In the American Southwest, the diversity of native plant species is threatened by the loss of ancient cultural knowledge. Native Seeds/SEARCH, a local group dedicated to strengthening food security, uses the indigenous technique of seed saving to prevent biocultural diversity loss.
Biocultural diversity describes the intermingling of humans with nature, in which culture and ecology flourish in unison. It arises from the evolution that occurs when an ecosystem and the human landscape combine. Every time a farmer selects a certain tree to replant because of the color of its fruit then uses those fruits in ritual, both the tree species and the farmer’s customs become more defined.
The American Southwest is a regional hotspot of biocultural diversity in which ancient civilizations used a range of available species to effectively define their society and build a nation of peoples. However, much of the ancestral knowledge connecting people to their native lands has eroded.
Seed saving, the tradition of passing on favorable plant seeds and crossbreeding for particular traits, is one particularly alarming loss. Heirloom seeds are being replaced by commercial varieties. According to Native Seeds/SEARCH, strengthening food security through seed conservation techniques aimed at the region’s distinctive plant diversity prevents against food security crises.
The ongoing loss of crop species found in the Southwest suggests a reduction in the genetic diversity in the region. Climate change, water shortages, and increasing pest and disease vectors threaten the ability of native peoples to eat natural, healthy foods. It could also signal potential crop failures and famines in the future. Native Seeds/SEARCH explains, “The resiliency of our food system depends on agricultural biodiversity, as farmers and breeders can draw on a myriad of genetic combinations to develop new varieties better adapted to changing climate conditions.”
According to the indigenous Tohono O’odham Nation’s tribal elders, “What we’re really looking for are the seeds for the foods our grandparents used to grow,” of which many are rare and endangered. Reestablishing the foods and traditional ingredients of native cultures inspires community members to plant these crops and share with their neighbors.
The basis for propagating the seeds lies not just in their physical distribution but also through education and training programs to help others preserve the rare natural resources of the Southwest.

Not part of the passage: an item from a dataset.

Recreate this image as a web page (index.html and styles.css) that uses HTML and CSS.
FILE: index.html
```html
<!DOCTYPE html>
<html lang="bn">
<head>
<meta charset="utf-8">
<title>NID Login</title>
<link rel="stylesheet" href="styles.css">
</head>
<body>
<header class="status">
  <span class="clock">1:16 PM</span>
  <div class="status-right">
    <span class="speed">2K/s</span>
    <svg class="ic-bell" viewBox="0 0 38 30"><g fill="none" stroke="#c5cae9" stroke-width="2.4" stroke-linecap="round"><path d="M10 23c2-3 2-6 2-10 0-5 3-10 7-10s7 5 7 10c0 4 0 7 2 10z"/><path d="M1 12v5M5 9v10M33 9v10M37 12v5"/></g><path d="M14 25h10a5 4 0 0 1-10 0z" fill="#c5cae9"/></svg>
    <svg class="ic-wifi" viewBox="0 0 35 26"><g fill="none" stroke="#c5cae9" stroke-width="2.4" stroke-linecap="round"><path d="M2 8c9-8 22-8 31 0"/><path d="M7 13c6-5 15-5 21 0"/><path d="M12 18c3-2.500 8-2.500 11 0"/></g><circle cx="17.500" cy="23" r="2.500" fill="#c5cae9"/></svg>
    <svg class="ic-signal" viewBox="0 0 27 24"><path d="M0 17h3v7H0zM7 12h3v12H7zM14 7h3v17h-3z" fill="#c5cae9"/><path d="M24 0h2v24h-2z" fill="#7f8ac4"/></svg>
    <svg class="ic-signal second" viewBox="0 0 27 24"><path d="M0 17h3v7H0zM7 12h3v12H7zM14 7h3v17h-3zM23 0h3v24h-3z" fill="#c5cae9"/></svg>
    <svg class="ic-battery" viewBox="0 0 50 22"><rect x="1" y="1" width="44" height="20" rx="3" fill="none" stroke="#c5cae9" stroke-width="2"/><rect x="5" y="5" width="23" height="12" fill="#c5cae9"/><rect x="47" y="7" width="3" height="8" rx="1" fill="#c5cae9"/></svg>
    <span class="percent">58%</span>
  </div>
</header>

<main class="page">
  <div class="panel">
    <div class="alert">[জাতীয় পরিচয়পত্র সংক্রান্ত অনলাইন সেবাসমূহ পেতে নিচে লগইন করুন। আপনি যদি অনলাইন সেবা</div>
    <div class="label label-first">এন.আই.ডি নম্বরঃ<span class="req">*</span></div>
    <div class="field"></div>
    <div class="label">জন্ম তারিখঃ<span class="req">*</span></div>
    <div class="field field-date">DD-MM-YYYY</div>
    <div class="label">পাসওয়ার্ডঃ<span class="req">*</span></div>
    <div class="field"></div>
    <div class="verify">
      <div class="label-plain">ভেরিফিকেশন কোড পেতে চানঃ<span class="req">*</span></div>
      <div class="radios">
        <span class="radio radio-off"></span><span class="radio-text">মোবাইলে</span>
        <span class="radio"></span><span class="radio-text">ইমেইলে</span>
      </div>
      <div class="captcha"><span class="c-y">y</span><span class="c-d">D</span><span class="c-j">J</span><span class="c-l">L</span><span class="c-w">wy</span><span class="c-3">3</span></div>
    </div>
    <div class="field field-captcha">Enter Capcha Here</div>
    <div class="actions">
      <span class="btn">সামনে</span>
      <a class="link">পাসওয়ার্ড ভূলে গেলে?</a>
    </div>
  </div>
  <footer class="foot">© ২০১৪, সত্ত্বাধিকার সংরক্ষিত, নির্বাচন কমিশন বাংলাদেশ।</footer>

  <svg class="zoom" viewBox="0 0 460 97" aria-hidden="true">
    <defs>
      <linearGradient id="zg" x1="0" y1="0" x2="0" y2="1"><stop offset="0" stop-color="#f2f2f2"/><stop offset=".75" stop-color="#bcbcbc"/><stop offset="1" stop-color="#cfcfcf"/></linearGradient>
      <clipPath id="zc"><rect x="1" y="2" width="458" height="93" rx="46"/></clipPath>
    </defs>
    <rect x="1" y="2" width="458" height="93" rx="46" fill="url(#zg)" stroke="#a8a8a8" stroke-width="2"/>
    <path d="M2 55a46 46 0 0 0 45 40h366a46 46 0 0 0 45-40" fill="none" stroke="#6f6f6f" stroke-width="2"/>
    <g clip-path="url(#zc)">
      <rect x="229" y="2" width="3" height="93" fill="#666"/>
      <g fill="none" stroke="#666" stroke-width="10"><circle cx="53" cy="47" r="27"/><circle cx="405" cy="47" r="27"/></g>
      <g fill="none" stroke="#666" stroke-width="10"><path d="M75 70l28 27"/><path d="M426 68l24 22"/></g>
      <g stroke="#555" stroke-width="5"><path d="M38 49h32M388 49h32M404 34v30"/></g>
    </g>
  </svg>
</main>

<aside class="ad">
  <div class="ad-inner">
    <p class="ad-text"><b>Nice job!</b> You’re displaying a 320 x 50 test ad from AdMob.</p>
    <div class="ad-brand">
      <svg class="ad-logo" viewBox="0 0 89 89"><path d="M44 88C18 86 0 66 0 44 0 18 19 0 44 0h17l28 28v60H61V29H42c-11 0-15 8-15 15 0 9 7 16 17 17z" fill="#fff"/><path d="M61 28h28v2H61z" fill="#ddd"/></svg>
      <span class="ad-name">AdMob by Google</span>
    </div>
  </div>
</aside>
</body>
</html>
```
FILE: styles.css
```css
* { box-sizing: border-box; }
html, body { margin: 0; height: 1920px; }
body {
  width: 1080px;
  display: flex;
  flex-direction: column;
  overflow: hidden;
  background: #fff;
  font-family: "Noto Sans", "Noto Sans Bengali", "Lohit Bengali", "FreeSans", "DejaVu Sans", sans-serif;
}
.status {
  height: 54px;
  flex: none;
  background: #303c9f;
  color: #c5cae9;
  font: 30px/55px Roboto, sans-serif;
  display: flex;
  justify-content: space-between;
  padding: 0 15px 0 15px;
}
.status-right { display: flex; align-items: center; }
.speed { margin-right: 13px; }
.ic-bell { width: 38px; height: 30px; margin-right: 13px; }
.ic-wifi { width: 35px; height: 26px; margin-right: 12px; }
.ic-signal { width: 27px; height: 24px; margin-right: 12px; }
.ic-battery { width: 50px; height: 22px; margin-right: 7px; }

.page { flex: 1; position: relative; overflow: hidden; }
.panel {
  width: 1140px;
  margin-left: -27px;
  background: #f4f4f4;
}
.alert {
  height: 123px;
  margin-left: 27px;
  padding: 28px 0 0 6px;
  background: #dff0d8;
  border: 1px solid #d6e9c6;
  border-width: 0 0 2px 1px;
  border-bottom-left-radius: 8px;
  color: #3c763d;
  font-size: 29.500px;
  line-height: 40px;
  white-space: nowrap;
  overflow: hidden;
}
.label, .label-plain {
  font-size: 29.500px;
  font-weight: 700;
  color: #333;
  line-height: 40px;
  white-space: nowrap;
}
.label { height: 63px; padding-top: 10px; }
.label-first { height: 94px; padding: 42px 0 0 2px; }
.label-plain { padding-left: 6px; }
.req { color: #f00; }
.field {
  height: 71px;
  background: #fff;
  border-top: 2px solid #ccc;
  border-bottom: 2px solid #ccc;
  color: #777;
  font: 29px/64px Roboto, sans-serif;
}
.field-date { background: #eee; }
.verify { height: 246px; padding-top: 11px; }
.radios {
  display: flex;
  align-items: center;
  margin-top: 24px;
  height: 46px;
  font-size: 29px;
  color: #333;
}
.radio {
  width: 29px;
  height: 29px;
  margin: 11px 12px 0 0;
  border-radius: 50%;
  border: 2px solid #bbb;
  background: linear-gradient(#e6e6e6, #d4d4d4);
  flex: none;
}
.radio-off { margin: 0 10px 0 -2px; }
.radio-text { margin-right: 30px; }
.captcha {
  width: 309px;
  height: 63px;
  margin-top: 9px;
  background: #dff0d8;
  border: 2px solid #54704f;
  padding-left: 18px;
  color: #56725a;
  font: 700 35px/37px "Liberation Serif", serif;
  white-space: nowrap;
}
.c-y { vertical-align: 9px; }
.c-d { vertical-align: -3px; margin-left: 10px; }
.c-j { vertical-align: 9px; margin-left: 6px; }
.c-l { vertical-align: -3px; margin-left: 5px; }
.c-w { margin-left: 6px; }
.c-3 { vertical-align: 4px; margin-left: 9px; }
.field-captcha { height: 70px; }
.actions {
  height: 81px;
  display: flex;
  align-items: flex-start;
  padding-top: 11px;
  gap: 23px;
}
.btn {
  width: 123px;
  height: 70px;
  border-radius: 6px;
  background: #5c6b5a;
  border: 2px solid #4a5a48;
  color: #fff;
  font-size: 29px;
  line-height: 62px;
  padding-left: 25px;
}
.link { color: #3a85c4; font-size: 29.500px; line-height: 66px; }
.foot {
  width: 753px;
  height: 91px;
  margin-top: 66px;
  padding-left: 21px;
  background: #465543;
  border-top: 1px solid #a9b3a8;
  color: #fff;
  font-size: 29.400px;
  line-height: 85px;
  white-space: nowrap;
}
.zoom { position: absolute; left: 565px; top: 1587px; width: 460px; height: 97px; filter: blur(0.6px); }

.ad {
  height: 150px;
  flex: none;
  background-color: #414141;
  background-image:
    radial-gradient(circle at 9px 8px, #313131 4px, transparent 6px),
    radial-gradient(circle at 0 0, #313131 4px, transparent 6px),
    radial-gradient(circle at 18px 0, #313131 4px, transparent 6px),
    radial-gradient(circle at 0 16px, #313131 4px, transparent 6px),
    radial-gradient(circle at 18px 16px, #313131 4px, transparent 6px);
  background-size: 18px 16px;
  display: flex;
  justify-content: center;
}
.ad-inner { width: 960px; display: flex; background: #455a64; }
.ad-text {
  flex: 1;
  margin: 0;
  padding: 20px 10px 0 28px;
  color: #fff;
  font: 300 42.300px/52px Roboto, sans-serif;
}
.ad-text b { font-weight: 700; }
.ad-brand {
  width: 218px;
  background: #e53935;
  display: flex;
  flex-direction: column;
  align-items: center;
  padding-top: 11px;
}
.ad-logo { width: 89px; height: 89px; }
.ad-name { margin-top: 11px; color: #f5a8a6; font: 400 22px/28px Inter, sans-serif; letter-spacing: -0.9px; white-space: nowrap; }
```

Native Seeds/SEARCH provides a seed library of nearly 2,000 heirloom and desert-adapted varieties of seeds. Anyone can choose from the ancient crops, wild species, and local varieties Native Seeds/SEARCH has collected so far. Examples of seeds include numerous corn varieties, beans, vegetables, melons, squash, and grains.
Native Seeds/SEARCH is comprised of an innovative conservation facility based in Tucson, AZ, featuring a host of educational initiatives, a seed library, and a conservation farm. The Native Seeds team helps communities develop culturally relevant solutions to strengthen the local food system. Their Seed School trains students in the history, ecology, and business of seed saving. Classes such as wild seed harvesting, small business education, and seed biology provide a basic understanding of how to save and care for seeds at home or as a career. To date, the program graduated over 350 people.